Dataset Preprocessing

Script for preparing the Geometry3K dataset:

examples/geo3k/preprocess_geo3k.py
from datasets import load_dataset

from rllm.data.dataset import DatasetRegistry


def prepare_geo3k_data():
    # Load dataset
    dataset = load_dataset("hiyouga/geometry3k")
    train_dataset = dataset["train"]
    test_dataset = dataset["test"]

    # instruction_following = (
    #     r"You FIRST think about the reasoning process as an internal monologue and then provide the final answer. "
    #     r"The reasoning process MUST BE enclosed within <think> </think> tags. "
    #     r"The final answer MUST BE put in \boxed{}."
    # )

    instruction_following = "Let's think step by step and output your final answer in \\boxed{}."

    def process_fn(example, idx):
        problem = example.pop("problem")
        prompt = problem + instruction_following
        answer = example.pop("answer")
        image = example.pop("images")

        data = {
            "idx": idx,
            "data_source": "geo3k",
            "image": image,
            "question": prompt,
            "ground_truth": answer,
        }
        return data

    # Preprocess datasets
    train_dataset = train_dataset.map(function=process_fn, with_indices=True, num_proc=8)
    test_dataset = test_dataset.map(function=process_fn, with_indices=True, num_proc=8)

    # Register datasets
    train_dataset = DatasetRegistry.register_dataset("geo3k", train_dataset, "train")
    test_dataset = DatasetRegistry.register_dataset("geo3k", test_dataset, "test")

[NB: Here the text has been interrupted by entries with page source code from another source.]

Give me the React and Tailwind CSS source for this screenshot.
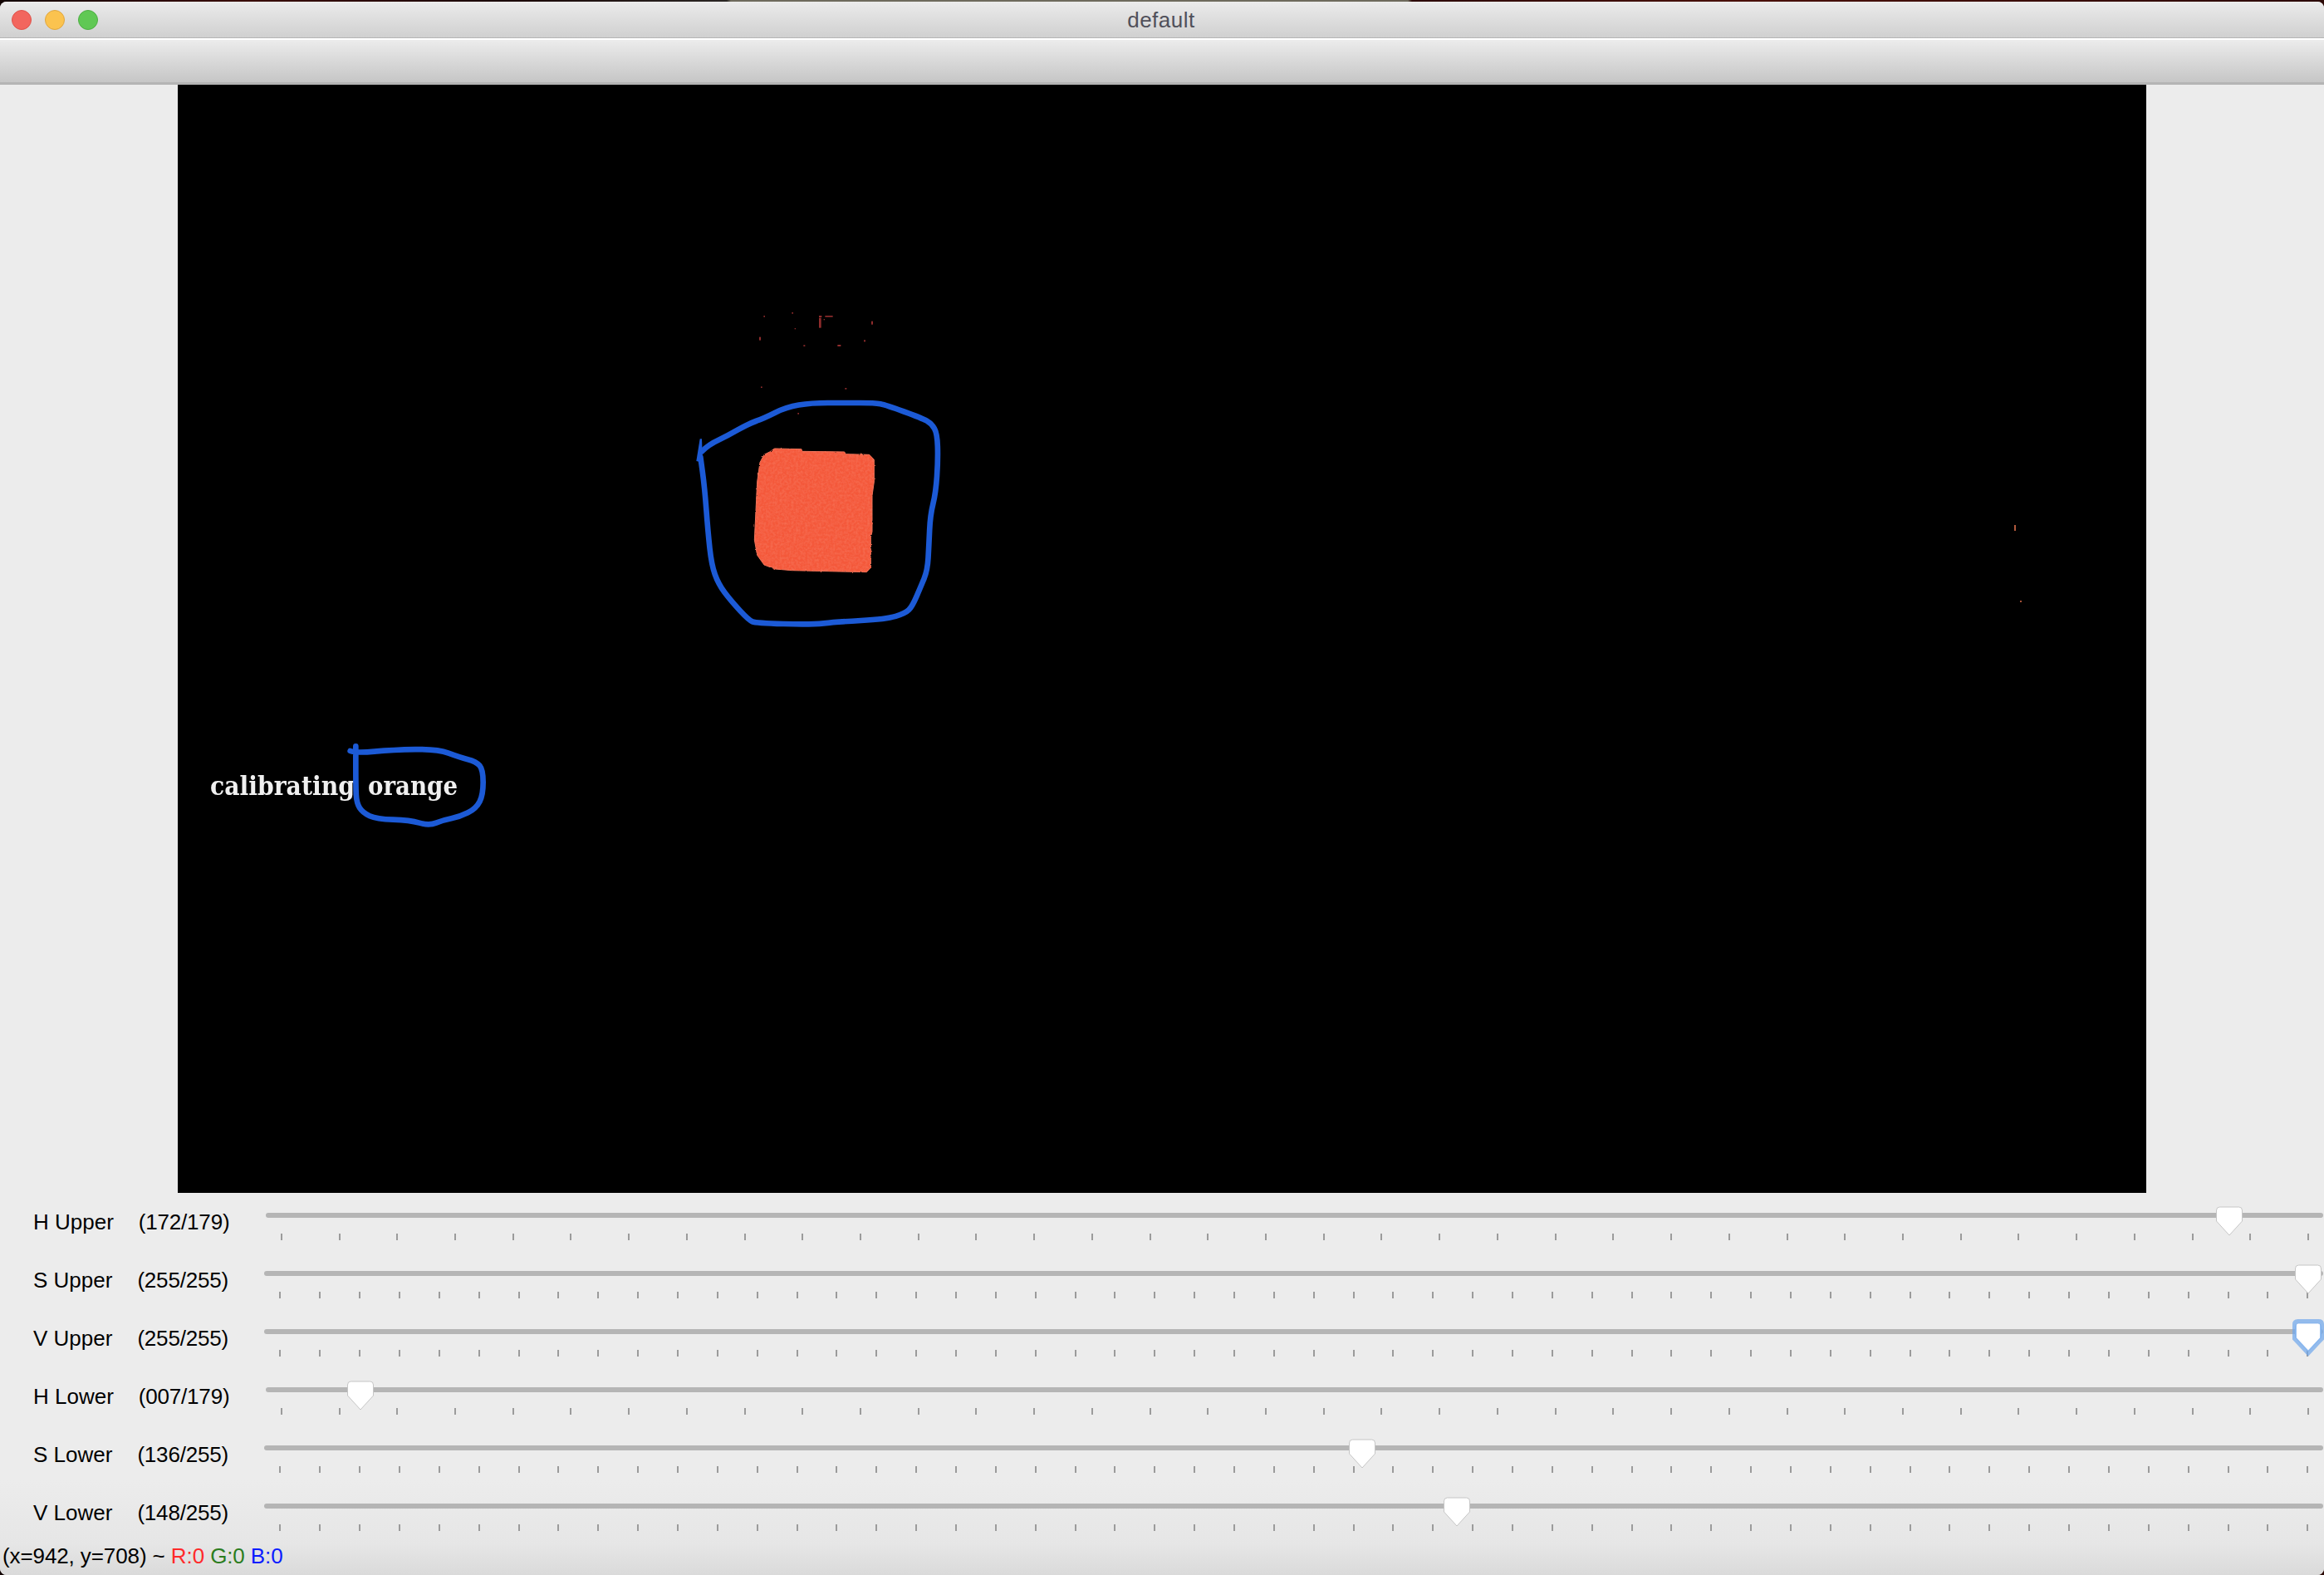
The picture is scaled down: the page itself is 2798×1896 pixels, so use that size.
import React from 'react';

const sliders = [
  { label: 'H Upper', value: 172, max: 179, ticks: 36 },
  { label: 'S Upper', value: 255, max: 255, ticks: 52 },
  { label: 'V Upper', value: 255, max: 255, ticks: 52, focused: true },
  { label: 'H Lower', value: 7, max: 179, ticks: 36 },
  { label: 'S Lower', value: 136, max: 255, ticks: 52 },
  { label: 'V Lower', value: 148, max: 255, ticks: 52 },
];

// points were read off zoomed crops, so they stay in crop coordinates
const bigLoop = [
  [135, 610], [160, 585], [230, 553], [300, 512], [360, 490], [440, 450], [530, 435], [650, 435], [760, 435], [800, 443],
  [930, 490], [965, 510], [985, 545], [988, 640], [980, 760], [960, 840], [955, 950], [950, 1040], [925, 1100], [895, 1170],
  [870, 1195], [800, 1216], [620, 1226], [530, 1236], [330, 1230], [305, 1220], [240, 1150], [195, 1090], [170, 1020],
  [157, 900], [145, 740], [130, 630],
];

const smallLoop = [
  [605, 72], [625, 80], [760, 68], [920, 65], [1000, 95], [1060, 110], [1085, 140], [1085, 230], [1060, 280], [1000, 310],
  [940, 322], [890, 342], [820, 322], [700, 318], [650, 295], [628, 260], [625, 200], [625, 55],
];

const patch = 'M398 600 L495 602 L497 610 L650 612 L655 620 L740 622 L757 640 L757 720 L750 770 L750 900 L745 920 L745 1030 L730 1046 L630 1044 L460 1040 L400 1035 L360 1020 L335 985 L325 930 L335 720 L345 650 L360 622 L380 612 Z';

const specks = [
  [358, 120, 5, 5], [460, 108, 5, 5], [558, 120, 10, 6], [558, 128, 8, 36], [580, 120, 28, 5], [575, 132, 4, 4],
  [747, 140, 6, 12], [470, 165, 4, 4], [342, 197, 6, 12], [502, 226, 6, 5], [625, 225, 12, 6], [720, 208, 6, 6],
  [348, 376, 5, 5], [652, 381, 6, 5], [481, 471, 5, 5],
];

const smooth = (pts) => {
  let d = `M${pts[0][0]} ${pts[0][1]}`;
  for (let i = 1; i < pts.length - 1; i++) {
    const mx = (pts[i][0] + pts[i + 1][0]) / 2;
    const my = (pts[i][1] + pts[i + 1][1]) / 2;
    d += ` Q${pts[i][0]} ${pts[i][1]} ${mx} ${my}`;
  }
  const last = pts[pts.length - 1];
  return `${d} L${last[0]} ${last[1]}`;
};

const Thumb = ({ value, max, focused }) => (
  <div className="absolute left-[19px] right-[18px] top-[9px]">
    <svg
      width="33"
      height="37"
      viewBox="0 0 33 37"
      className="absolute -translate-x-1/2 overflow-visible"
      style={{ left: `${(value / max) * 100}%` }}
    >
      <path
        d="M5 1 H28 Q32 1 32 5 V18 L16.5 35 L1 18 V5 Q1 1 5 1 Z"
        fill="#ffffff"
        stroke={focused ? '#a9c8f0' : '#c6c6c6'}
        strokeWidth="1"
      />
      {focused && (
        <path
          d="M4 -1.5 H29 Q33 -1.5 33 2.5 V19.5 L16.5 37 L0 19.5 V2.5 Q0 -1.5 4 -1.5 Z"
          fill="none"
          stroke="#6ea6ec"
          strokeOpacity="0.7"
          strokeWidth="5"
        />
      )}
    </svg>
  </div>
);

const SliderRow = ({ label, value, max, ticks, focused }) => (
  <div className="flex h-[70px] items-start pl-[40px] text-[26px] leading-[30px] text-black">
    <span className="pt-[13px]">{label}</span>
    <span className="ml-[30px] w-[111px] pt-[13px] tracking-[-0.2px]">({String(value).padStart(3, '0')}/{max})</span>
    <div className="relative ml-[42px] mr-px flex-1 pt-[17px]">
      <div className="h-[6px] rounded-[3px] bg-[#b5b5b5]" />
      <div className="mt-[19px] flex justify-between pl-[18px] pr-[17px]">
        {Array.from({ length: ticks }, (_, i) => (
          <div key={i} className="h-[8px] w-[2px] bg-[#9b9b9b]" />
        ))}
      </div>
      <Thumb value={value} max={max} focused={focused} />
    </div>
  </div>
);

const Frame = () => (
  <svg className="absolute inset-0" width="2370" height="1334" viewBox="214 102 2370 1334">
    <defs>
      <filter id="rough" x="-5%" y="-5%" width="110%" height="110%">
        <feTurbulence type="fractalNoise" baseFrequency="0.12" numOctaves="2" seed="4" result="noise" />
        <feDisplacementMap in="SourceGraphic" in2="noise" scale="7" result="edge" />
        <feColorMatrix
          in="noise"
          type="matrix"
          values="0 0 0 0 1  0 0 0 0 0.42  0 0 0 0 0.28  0 0 0 0.3 -0.1"
          result="mottle"
        />
        <feComposite in="mottle" in2="edge" operator="in" result="spots" />
        <feMerge>
          <feMergeNode in="edge" />
          <feMergeNode in="spots" />
        </feMerge>
      </filter>
    </defs>
    <g transform="translate(800 340) scale(0.33333)">
      {specks.map(([x, y, w, h], i) => (
        <rect key={i} x={x} y={y} width={w} height={h} fill="#8f2c2c" />
      ))}
      <path d={patch} fill="#f4583b" stroke="#ef6f55" strokeWidth="3" strokeLinejoin="round" filter="url(#rough)" />
      <path d={smooth(bigLoop)} fill="none" stroke="#1c5ad6" strokeWidth="20" strokeLinecap="round" strokeLinejoin="round" />
      <path d="M115 645 L128 565 L135 565 L138 650 Z" fill="#1c5ad6" />
    </g>
    <rect x="2425" y="632" width="2" height="7" fill="#b0583c" />
    <rect x="2432" y="723" width="2" height="2" fill="#a85238" />
    <text fill="#f0f0f0" className="font-['DejaVu_Serif',serif] text-[31px] font-bold blur-[0.7px]">
      <tspan x="253" y="957" textLength="174" lengthAdjust="spacingAndGlyphs">calibrating</tspan>
      <tspan x="443" y="957" textLength="108" lengthAdjust="spacingAndGlyphs">orange</tspan>
    </text>
    <g transform="translate(220 880) scale(0.33333)">
      <path d={smooth(smallLoop)} fill="none" stroke="#1c5ad6" strokeWidth="20" strokeLinecap="round" strokeLinejoin="round" />
    </g>
  </svg>
);

export default function App() {
  return (
    <div className="h-[1896px] w-full overflow-hidden bg-[linear-gradient(to_right,#120403_0,#3a0d08_300px,#1a0605_600px,#2a2624_875px,#6e6a5c_880px,#6e6a5c_1695px,#2c0a06_1700px,#4a100a_2100px,#2c0a06_2798px)] pt-[2px] font-['Liberation_Sans',Arial,sans-serif]">
      <div className="flex h-[1894px] flex-col overflow-hidden rounded-[8px] bg-[#ececec]">
        <div className="grid h-[44px] shrink-0 grid-cols-[1fr_auto_1fr] items-center border-b border-[#b4b4b4] bg-linear-to-b from-[#ebebeb] to-[#d0d0d0] pl-[14px]">
          <div className="flex gap-[16px]">
            <div className="h-[24px] w-[24px] rounded-full border border-[#e0524a] bg-[#f2665e]" />
            <div className="h-[24px] w-[24px] rounded-full border border-[#e0a63e] bg-[#fbc34f]" />
            <div className="h-[24px] w-[24px] rounded-full border border-[#4cae42] bg-[#60c854]" />
          </div>
          <span className="-translate-x-[8px] text-[26px] leading-[30px] tracking-[0.5px] text-[#50505a]">default</span>
          <div />
        </div>
        <div className="h-[56px] shrink-0 border-t-2 border-b-[3px] border-t-white border-b-[#b4b4b4] bg-linear-to-b from-[#ececec] to-[#c6c6c6]" />
        <div className="flex shrink-0 justify-center">
          <div className="relative h-[1334px] w-[2370px] bg-black">
            <Frame />
          </div>
        </div>
        <div className="flex-1 bg-[linear-gradient(to_bottom,#ececec_0%,#ececec_75%,#e6e6e6_92%,#dadada_100%)] pt-[7px]">
          {sliders.map((s) => (
            <SliderRow key={s.label} {...s} />
          ))}
          <div className="pl-[3px] text-[26px] leading-[20px] tracking-[-0.1px] text-black">
            (x=942, y=708) ~ <span className="text-[#ff2a2a]">R:0</span>{' '}
            <span className="text-[#2b7d1e]">G:0</span>{' '}
            <span className="text-[#0b1cff]">B:0</span>
          </div>
        </div>
      </div>
    </div>
  );
}
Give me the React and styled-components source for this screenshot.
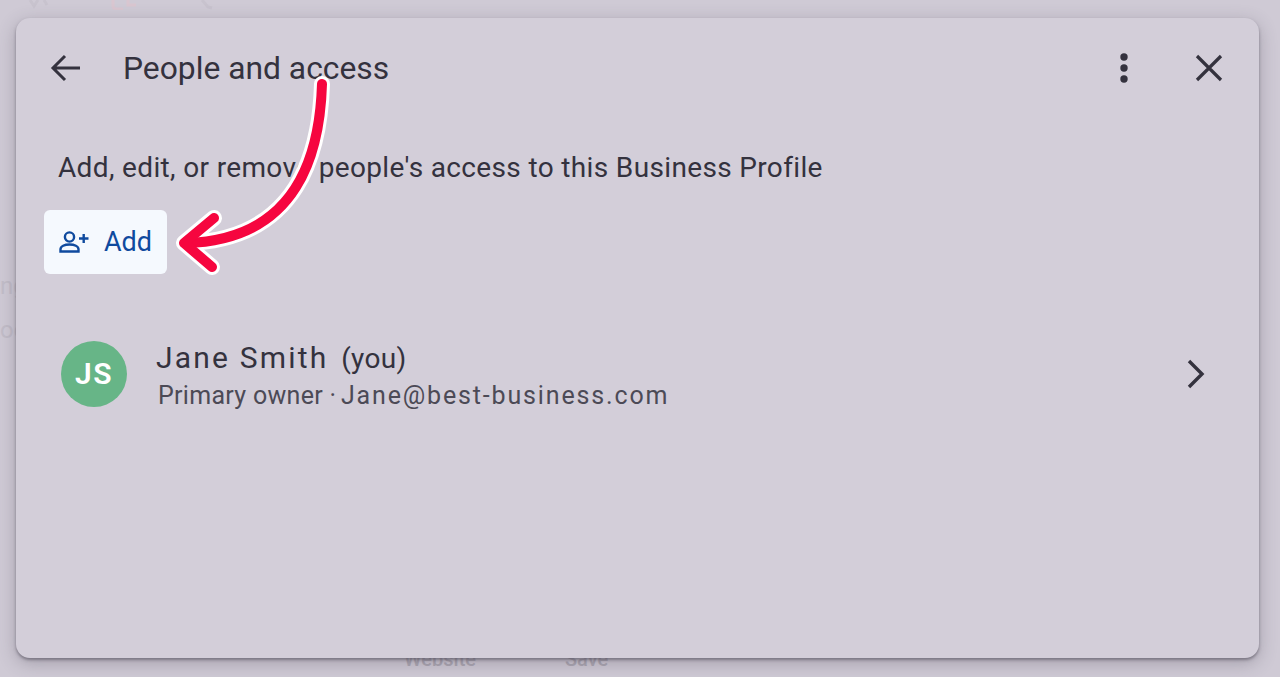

    return train_dataset, test_dataset


if __name__ == "__main__":
    train_dataset, test_dataset = prepare_geo3k_data()
    print(train_dataset.get_data_path())
    print(test_dataset.get_data_path())

Evaluation Script

Main script for running the VLM workflow:

examples/geo3k/run_geo3k.py
import asyncio
import json
import os
from copy import deepcopy

from geo3k_workflow import Geo3KWorkflow

from rllm.data.dataset import DatasetRegistry
from rllm.engine import AgentWorkflowEngine, OpenAIEngine
from rllm.rewards.reward_fn import math_reward_fn


def load_data(n=1):
    """Load geo3k data using the Dataset interface."""
    dataset = DatasetRegistry.load_dataset("geo3k", "test")
    if dataset is None:
        print("Dataset not found, preparing dataset...")
        from prepare_geo3k_data import preprocess_geo3k_data

        _, dataset = preprocess_geo3k_data()

    data = []
    for idx, example in enumerate(dataset):
        for i in range(n):
            data.append(deepcopy(example))
    return data


def evaluate_results(results):
    """Evaluate the results and compute pass@k metrics."""
    from collections import defaultdict

    # Create a map to store correct answers per problem
    problem_correct_map = defaultdict(int)
    problem_total_map = defaultdict(int)

    # Count correct answers for each problem
    for episode in results:
        idx = episode.task["idx"]

        # Use the episode-level is_correct flag set by the workflow
        is_correct = episode.is_correct

        problem_correct_map[idx] += int(is_correct)
        problem_total_map[idx] += 1

    # Calculate pass@1 and pass@k
    k = max(problem_total_map.values()) if problem_total_map else 1
    total_problems = len(problem_correct_map)

    if total_problems > 0:
        pass_at_1 = sum(problem_correct_map.values()) / sum(problem_total_map.values())
        pass_at_k = sum(1 for idx, correct in problem_correct_map.items() if correct > 0) / total_problems
    else:
        pass_at_1 = 0.0
        pass_at_k = 0.0

    print("Total unique problems:", total_problems)
    print("Average Pass@1 Accuracy:", pass_at_1)
    print(f"Average Pass@{k} Accuracy:", pass_at_k)


if __name__ == "__main__":
    import os

    os.environ["TOKENIZERS_PARALLELISM"] = "true"

    n_parallel_tasks = 128
    model_name = "Qwen/Qwen3-VL-2B-Instruct"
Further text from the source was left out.